If the principles of trust law are applied to OPT with regards to equitable interests in pension funds, then it will be proper to say that beneficiaries under an OPT scheme are understood to be the members of the scheme. Benefits will have to be paid in accordance with the rules set up by the scheme when they reach pensionable age. It is also possible in OPT to nominate members other than members of the scheme to be beneficiaries in instances of death under the schemes. In this regard then the class of beneficiaries will extend beyond the original members.

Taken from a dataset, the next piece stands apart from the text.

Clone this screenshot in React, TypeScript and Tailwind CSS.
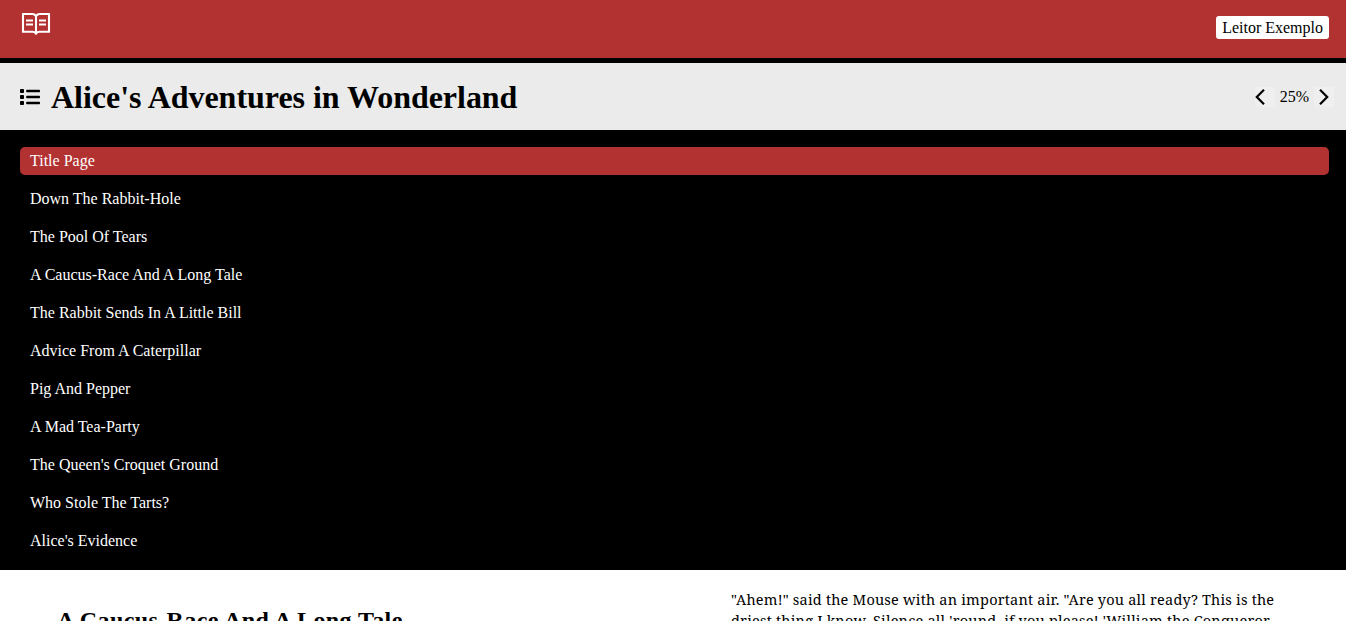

However there are rules now in OPTS which provide for trustees to act in such a manner if it is in the interest of the beneficiaries and the members as a whole. A regulatory structure for OPT was introduced by the Pensions Act 1995 and buttressed by the Pension Act 2004 to these reasons. Another development to ensure the level of regulating pension funds was the introduction of independent trustees known as member-nominated trustees to the boards of OPT schemes enacted in ss16 of the Pension Act 1995 and as adjusted by ss241 of the Pension Act 2004. The beneficiary principle requires that there must be somebody acting as beneficiaries who can control the activities of trustees by bringing them to court in the case of inappropriate matters and behaviours.

Conclusion

It is therefore evident that the private trust and OPTs laws in the light of the rights beneficiaries can be seen to have shared the same form and structure but that there are differences in their execution with references to employer and trustee roles. Marked differences further emerged with the introduction of statutory regulations of the Pension Act 2005 and the Pension Act 2004.